The results were transformative. Better-paid workers could buy Model Ts, fuelling demand. Turnover and training costs plummeted. The middle class expanded, sustaining both consumption and industrial growth. Ford’s move helped define mid-twentieth-century capitalism: productive firms, well-paid workers, and mass consumer markets reinforcing each other.
That virtuous cycle has since frayed. Over recent decades, four trends have reshaped the economic landscape:
Automation and now artificial intelligence have reduced the share of production done by human labour.
Global supply chains and outsourcing have pressured wages downward.
Weakened labour institutions have eroded bargaining power.
Shareholder primacy and short-termism have elevated cost-cutting and buybacks over workforce investment.
The result has been stagnant real wages, a hollowing middle class, and rising wealth concentration. Productivity has grown, but purchasing power has not. The consumption side of Samuelson’s loop is running weaker every year.
In the developing world, the picture is no more reassuring. Countries such as India experienced decades of labour expansion as global firms shifted work from high-wage to low-wage markets. Yet this was never a deep commitment to labour, it was cost arbitrage. As technology advances, those same firms are automating the very roles they once off-shored. India’s information-technology sector, once the emblem of opportunity, now faces early signs of this transition. What appeared as labour-led growth may prove only a temporary phase in a larger global realignment.
How Eroding Wages Threaten Capitalism Itself
At the level of a single firm, cutting labour costs seems a rational way to boost profit. At the level of the system, it is self-defeating.
Demand shortfall: When workers can’t afford what they produce, firms lose customers.
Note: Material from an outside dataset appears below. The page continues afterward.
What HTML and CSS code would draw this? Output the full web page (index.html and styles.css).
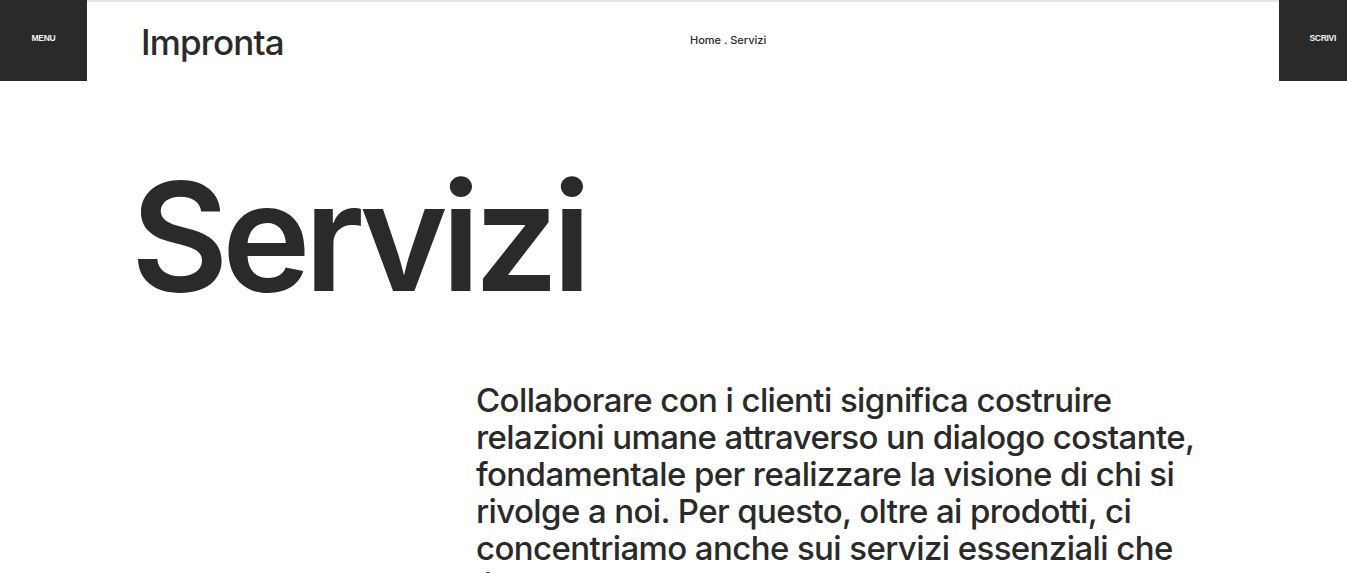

Debt dependence: To sustain consumption, households borrow, fuelling bubbles that eventually burst.
Excess savings and speculation: Wealth accumulates at the top, flowing into financial assets rather than productive demand.
Political backlash: Frustration with inequality feeds populism, protectionism, and suspicion of markets themselves.
Capitalism’s efficiency instinct, its drive to minimise cost becomes, when untempered, a mechanism of self-sabotage. What appears efficient at the micro level can be ruinous at the macro level.
The Tragedy of the Commons in Labour
This dynamic is best understood as a modern tragedy of the commons. Each firm, acting rationally for itself, seeks to pay as little as possible while relying on others to sustain consumer demand. But when all firms act that way, the shared “commons”, the pool of household purchasing power is depleted.
Capitalism, as currently structured, lacks a natural brake on this process. There is no invisible hand that restores balance once the feedback loop between wages and consumption weakens. Without intervention through policy, corporate governance, or shifts in norms the system’s logic drives it toward instability.
Thinking in Systems
The late systems theorist Donella Meadows argued that a system’s behaviour changes only when its interconnections or its purpose change. The elements of capitalism: owners, labour, capital, markets, consumers have remained largely the same. What has changed are their linkages: how value is exchanged, how regulation works, and what the system defines as success.
Today’s prevailing purpose, the maximisation of shareholder wealth and perpetual growth encourages wage suppression and cost efficiency even when these undermine long-term demand. As long as that remains the system’s goal, the circular flow will continue to weaken. Restoring balance requires either new rules and feedback loops (through taxation, labour empowerment, and incentives for productive investment) or a redefinition of the system’s purpose itself: from pure profit to sustainable prosperity.
This is not anti-market thinking. It is systems thinking, a recognition that without balancing feedback, even a successful system can collapse under its own logic.
Relearning an Old Lesson
Healthy capitalism is not a perpetual motion machine. It requires solvent consumers as much as productive firms. The mid-century social contract: living wages, mass purchasing power, and a broad middle class, was not just morally attractive but economically functional.
If wages continue to stagnate and technology further displaces labour without new mechanisms of income or distribution, the circular flow breaks. Growth stalls, crises recur, and public faith in markets erodes. Capitalism, left uncorrected, risks devouring itself.
The lesson from Henry Ford still holds: pay workers enough to be customers. In an age of automation and artificial intelligence, this principle is more, not less urgent. Capitalism has survived not by its purity but by its adaptability. If it cannot adapt again, it may, through its own success at efficiency, engineer its undoing.